--- START The records ---
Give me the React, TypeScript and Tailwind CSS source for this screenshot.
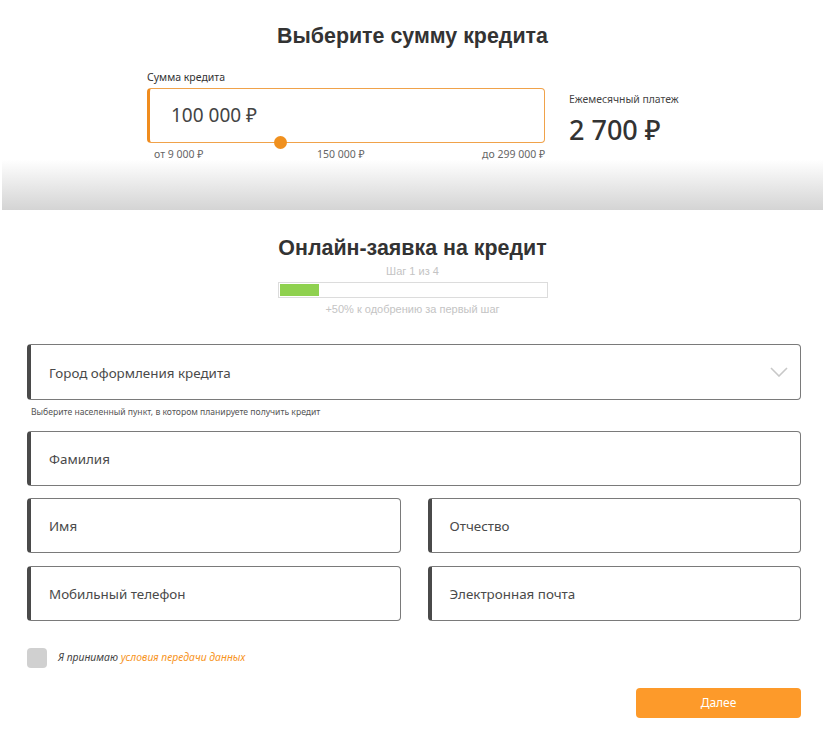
import React from 'react'

const Field = ({ label, chevron }: { label: string; chevron?: boolean }) => (
  <div className="flex h-[55px] items-center justify-between rounded-[4px] border border-[#7a7a7a] border-l-[4px] border-l-[#4a4a4a] pl-[18px] pr-[12px]">
    <span className="pt-[2px] text-[13.4px] text-[#4a4a4a]">{label}</span>
    {chevron && (
      <svg width="18" height="10" viewBox="0 0 18 10" fill="none" stroke="#c8c8c8" strokeWidth="1.6">
        <path d="M1 1l8 8 8-8" />
      </svg>
    )}
  </div>
)

export default function App() {
  return (
    <div className="w-[825px] bg-white font-['Noto_Sans',sans-serif] text-[#333]">
      <div className="mx-[2px] h-[210px] bg-gradient-to-b from-white from-[76%] to-[#d4d4d4]">
        <h1 className="pt-[22px] text-center font-['Liberation_Sans',sans-serif] text-[21.4px] font-bold leading-[28px] text-[#333]">
          Выберите сумму кредита
        </h1>
        <div className="mt-[20px] flex pl-[145px]">
          <div className="w-[398px]">
            <div className="text-[10.5px] leading-[14px] text-[#333]">Сумма кредита</div>
            <div className="relative mt-[4px] flex h-[55px] items-center rounded-[4px] border border-[#f0a24a] border-l-[3px] border-l-[#f08c1e] pl-[21px]">
              <span className="text-[19px] text-[#444]">100 000 ₽</span>
              <span className="absolute bottom-[-7px] left-[124px] h-[13px] w-[13px] rounded-full bg-[#f0901e]" />
            </div>
            <div className="mt-[4px] flex justify-between pl-[7px] text-[10.5px] leading-[14px] text-[#666]">
              <span>от 9 000 ₽</span>
              <span className="mr-[4px]">150 000 ₽</span>
              <span>до 299 000 ₽</span>
            </div>
          </div>
          <div className="ml-[24px] pt-[22px]">
            <div className="text-[10.4px] leading-[14px] text-[#444]">Ежемесячный платеж</div>
            <div className="mt-[8px] text-[27px] font-medium leading-[32px] text-[#333]">2 700 ₽</div>
          </div>
        </div>
      </div>

      <div className="flex flex-col items-center">
        <h2 className="mt-[24px] font-['Liberation_Sans',sans-serif] text-[21.4px] font-bold leading-[28px] text-[#333]">
          Онлайн-заявка на кредит
        </h2>
        <div className="mt-[2px] font-['Liberation_Sans',sans-serif] text-[11px] leading-[14px] text-[#c4c4c4]">Шаг 1 из 4</div>
        <div className="mt-[4px] h-[16px] w-[270px] border border-[#dcdcdc] p-[1px]">
          <div className="h-full w-[39px] bg-[#8fd14f]" />
        </div>
        <div className="mt-[4px] font-['Liberation_Sans',sans-serif] text-[11px] leading-[14px] text-[#c4c4c4]">
          +50% к одобрению за первый шаг
        </div>
      </div>

      <div className="mt-[28px] px-[27px] pr-[24px]">
        <div className="h-[56px] [&>div]:h-[56px]">
          <Field label="Город оформления кредита" chevron />
        </div>
        <div className="mt-[6px] pl-[4px] text-[8.6px] leading-[12px] text-[#555]">
          Выберите населенный пункт, в котором планируете получить кредит
        </div>
        <div className="mt-[13px]">
          <Field label="Фамилия" />
        </div>
        <div className="mt-[12px] grid grid-cols-2 gap-x-[27px] gap-y-[13px]">
          <Field label="Имя" />
          <Field label="Отчество" />
          <Field label="Мобильный телефон" />
          <Field label="Электронная почта" />
        </div>
        <div className="mt-[27px] flex items-center">
          <span className="h-[20px] w-[20px] rounded-[4px] bg-[#d0d0d0]" />
          <span className="ml-[11px] text-[10.4px] italic text-[#444]">
            Я принимаю <span className="text-[#f7941d]">условия передачи данных</span>
          </span>
        </div>
        <div className="mt-[20px] flex justify-end">
          <button className="h-[30px] w-[165px] rounded-[4px] bg-[#fd9a2a] text-[12px] text-white">Далее</button>
        </div>
      </div>
    </div>
  )
}
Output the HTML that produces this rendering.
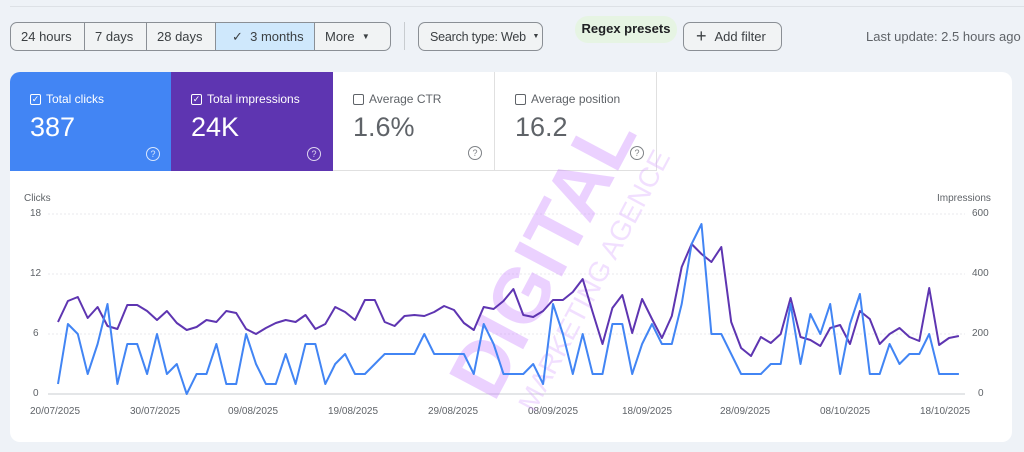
<!DOCTYPE html>
<html><head><meta charset="utf-8"><style>
*{box-sizing:border-box;margin:0;padding:0}
body{width:1024px;height:452px;overflow:hidden;background:#eef2f7;font-family:"Liberation Sans",sans-serif;position:relative;color:#3c4043}
.topline{position:absolute;left:10px;right:0;top:6px;border-top:1px solid #dde1e6}
.seg{position:absolute;top:22px;height:29px;left:10px;display:flex;border:1px solid #8a8f95;border-radius:7px;overflow:hidden;background:#f1f3f4}
.seg div{height:100%;display:flex;align-items:center;padding:0 10px;font-size:13px;border-right:1px solid #8a8f95;color:#3c4043;white-space:nowrap}
.seg div:last-child{border-right:none}
.btn{position:absolute;top:22px;height:29px;border:1px solid #8a8f95;border-radius:7px;display:flex;align-items:center;font-size:13px;padding:0 12px;background:#f1f3f4;white-space:nowrap}
.card{position:absolute;left:10px;top:72px;width:1002px;height:370px;background:#fff;border-radius:10px;overflow:hidden}
.tile{position:absolute;top:0;height:99px;width:162px;padding:20px 0 0 20px}
.tile .lab{font-size:12px;display:flex;align-items:center;gap:5px;white-space:nowrap}
.cb{width:11px;height:11px;border:1.3px solid currentColor;border-radius:2px;display:inline-block;position:relative;font-size:9px;line-height:9px;text-align:center}
.tile .val{font-size:27px;margin-top:6px}
.q{position:absolute;right:12px;bottom:10px;width:14px;height:14px;border:1.3px solid currentColor;border-radius:50%;font-size:9px;text-align:center;line-height:12px;opacity:.8}
.ax{position:absolute;font-size:10px;color:#5f6368}
</style></head><body>
<div class="topline"></div>
<div class="seg"><div style="width:74px">24 hours</div><div style="width:62px">7 days</div><div style="width:69px">28 days</div><div style="width:99px;background:#cfe8fc;padding-left:16px">✓&nbsp;&nbsp;3 months</div><div style="width:75px">More&nbsp;&nbsp;<span style="font-size:8px">▼</span></div></div>
<div style="position:absolute;left:404px;top:22px;height:28px;border-left:1px solid #c8ccd0"></div>
<div class="btn" style="left:418px;width:125px;padding:0 8px 0 11px;font-size:12.5px;letter-spacing:-0.2px">Search type: Web&nbsp;&nbsp;<span style="font-size:7px">▼</span></div>
<div style="position:absolute;left:575px;top:16px;width:102px;height:27px;border-radius:13px;background:#e6f4e3;font-size:13px;font-weight:bold;text-align:center;line-height:26px;color:#202124">Regex presets</div>
<div class="btn" style="left:683px;width:99px"><span style="font-size:18px;margin-right:8px;font-weight:300">+</span>Add filter</div>
<div style="position:absolute;left:866px;top:29px;font-size:13px;color:#5f6368;white-space:nowrap">Last update: 2.5 hours ago</div>
<div class="card">
<div class="tile" style="left:0;background:#4285f4;color:#fff"><div class="lab"><span class="cb">✓</span>Total clicks</div><div class="val">387</div><div class="q">?</div></div>
<div class="tile" style="left:161px;background:#5e35b1;color:#fff"><div class="lab"><span class="cb">✓</span>Total impressions</div><div class="val">24K</div><div class="q">?</div></div>
<div class="tile" style="left:323px;color:#5f6368;border-right:1px solid #e0e0e0;border-bottom:1px solid #e0e0e0"><div class="lab"><span class="cb"></span>Average CTR</div><div class="val">1.6%</div><div class="q">?</div></div>
<div class="tile" style="left:485px;color:#5f6368;border-right:1px solid #e0e0e0;border-bottom:1px solid #e0e0e0"><div class="lab"><span class="cb"></span>Average position</div><div class="val">16.2</div><div class="q">?</div></div>
</div>
<div class="ax" style="left:24px;top:193px">Clicks</div>
<div class="ax" style="left:937px;top:193px">Impressions</div>
<div class="ax" style="left:30px;top:208px">18</div><div class="ax" style="left:30px;top:268px">12</div><div class="ax" style="left:33px;top:328px">6</div><div class="ax" style="left:33px;top:388px">0</div>
<div class="ax" style="left:972px;top:208px">600</div><div class="ax" style="left:972px;top:268px">400</div><div class="ax" style="left:972px;top:328px">200</div><div class="ax" style="left:978px;top:388px">0</div>
<div class="ax" style="left:30px;top:406px;width:960px;height:14px">
<span style="position:absolute;left:0">20/07/2025</span><span style="position:absolute;left:100px">30/07/2025</span><span style="position:absolute;left:198px">09/08/2025</span><span style="position:absolute;left:298px">19/08/2025</span><span style="position:absolute;left:398px">29/08/2025</span><span style="position:absolute;left:498px">08/09/2025</span><span style="position:absolute;left:592px">18/09/2025</span><span style="position:absolute;left:690px">28/09/2025</span><span style="position:absolute;left:790px">08/10/2025</span><span style="position:absolute;left:890px">18/10/2025</span></div>
<svg style="position:absolute;left:0;top:0" width="1024" height="452">
<g stroke="#e8eaed" stroke-width="1" stroke-dasharray="2 2"><line x1="48" x2="965" y1="214" y2="214"/><line x1="48" x2="965" y1="274" y2="274"/><line x1="48" x2="965" y1="334" y2="334"/></g>
<line x1="48" x2="965" y1="394" y2="394" stroke="#c8ccd0"/>
<g opacity="0.35" transform="rotate(-62 520 270)">
<text x="390" y="310" font-size="78" font-weight="bold" fill="#c77dff" font-family="Liberation Sans">DIGITAL</text>
<text x="400" y="350" font-size="28" fill="#d9a6ff" font-family="Liberation Sans">MARKETING AGENCE</text></g>
<g transform="translate(58,394) scale(9.9,-10)" fill="none" stroke-linejoin="round">
<polyline vector-effect="non-scaling-stroke" stroke="#5e35b1" stroke-width="2" points="0,7.2 1,9.3 2,9.7 3,7.6 4,8.7 5,6.8 6,6.5 7,8.9 8,8.9 9,8.3 10,7.4 11,8.3 12,7.1 13,6.4 14,6.7 15,7.4 16,7.2 17,8.3 18,8.1 19,6.5 20,6 21,6.6 22,7.1 23,7.4 24,7.2 25,7.9 26,6.5 27,7 28,8.7 29,8.2 30,7.4 31,9.4 32,9.4 33,7.2 34,6.8 35,7.8 36,7.9 37,7.8 38,8.2 39,8.8 40,8.4 41,7.1 42,6.4 43,8.7 44,8.5 45,9.3 46,10.5 47,7.9 48,7.7 49,8.3 50,9.4 51,9.4 52,10.2 53,11.5 54,8.2 55,5 56,8.6 57,9.9 58,6.1 59,9.5 60,7.5 61,5.6 62,7.8 63,12.7 64,15 65,14 66,13.2 67,14.7 68,7.2 69,4.6 70,3.8 71,5.7 72,5.1 73,6 74,9.6 75,5.7 76,5.4 77,4.8 78,6.6 79,6.9 80,5 81,8.3 82,7.5 83,5 84,6 85,6.6 86,5.7 87,5.3 88,10.6 89,4.9 90,5.6 91,5.8"/>
<polyline vector-effect="non-scaling-stroke" stroke="#4285f4" stroke-width="2" points="0,1 1,7 2,6 3,2 4,5 5,9 6,1 7,5 8,5 9,2 10,6 11,2 12,3 13,0 14,2 15,2 16,5 17,1 18,1 19,6 20,3 21,1 22,1 23,4 24,1 25,5 26,5 27,1 28,3 29,4 30,2 31,2 32,3 33,4 34,4 35,4 36,4 37,6 38,4 39,4 40,4 41,4 42,2 43,7 44,5 45,2 46,2 47,2 48,3 49,1 50,9 51,6 52,2 53,6 54,2 55,2 56,7 57,7 58,2 59,5 60,7 61,5 62,5 63,9 64,15 65,17 66,6 67,6 68,4 69,2 70,2 71,2 72,3 73,3 74,9 75,3 76,8 77,6 78,9 79,2 80,7 81,10 82,2 83,2 84,5 85,3 86,4 87,4 88,6 89,2 90,2 91,2"/>
</g>
</svg>
</body></html>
--- END The records ---
▶ _What is being asked_
Pictures do not belong in the copy. Repeat only the lines from the top of the records through the line containing "import React from 'react'".

▶ _The response_
Give me the React, TypeScript and Tailwind CSS source for this screenshot.
import React from 'react'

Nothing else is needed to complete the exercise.